The second trend involves capital availability. Sovereign wealth funds in the Gulf collectively manage trillions of dollars in assets. These institutions are increasingly seeking exposure to technology-driven growth sectors capable of generating returns over extended investment horizons.

The third trend concerns geopolitics. Economic relationships are becoming more diversified as countries seek to reduce dependence on any single market or region. Partnerships between the Gulf and ASEAN fit naturally within this broader strategy. Taken together, these developments create conditions that are highly favourable for increased fintech investment and collaboration.

Any analysis of Gulf-ASEAN capital flows must account for the growing influence of sovereign wealth funds. Institutions such as Abu Dhabi Investment Authority, Mubadala Investment Company, Public Investment Fund and Qatar Investment Authority have become increasingly active participants in global technology investment.

Their interest in Southeast Asia is hardly surprising. The region has produced several digital champions and continues to attract substantial venture capital investment.

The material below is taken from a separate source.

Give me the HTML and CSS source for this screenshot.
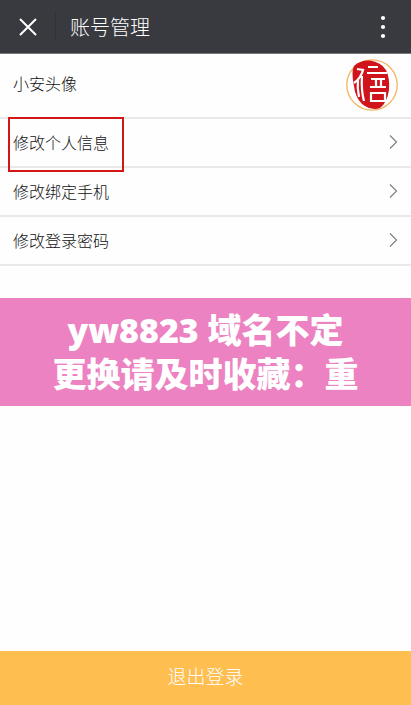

E-commerce, digital payments, logistics technology and financial services have all experienced rapid growth.

What distinguishes sovereign wealth funds from many traditional investors is their investment horizon. These institutions are often willing to support long-term development strategies rather than focusing exclusively on short-term financial performance. This makes them particularly attractive partners for fintech firms operating in emerging markets.

The relationship is not one-sided. ASEAN investors and companies are also exploring opportunities within Gulf markets. Financial technology developed in Southeast Asia can often be adapted to serve Gulf consumers and businesses, particularly in areas such as digital payments, remittances and financial inclusion. This reciprocal flow of expertise and capital is gradually strengthening the corridor.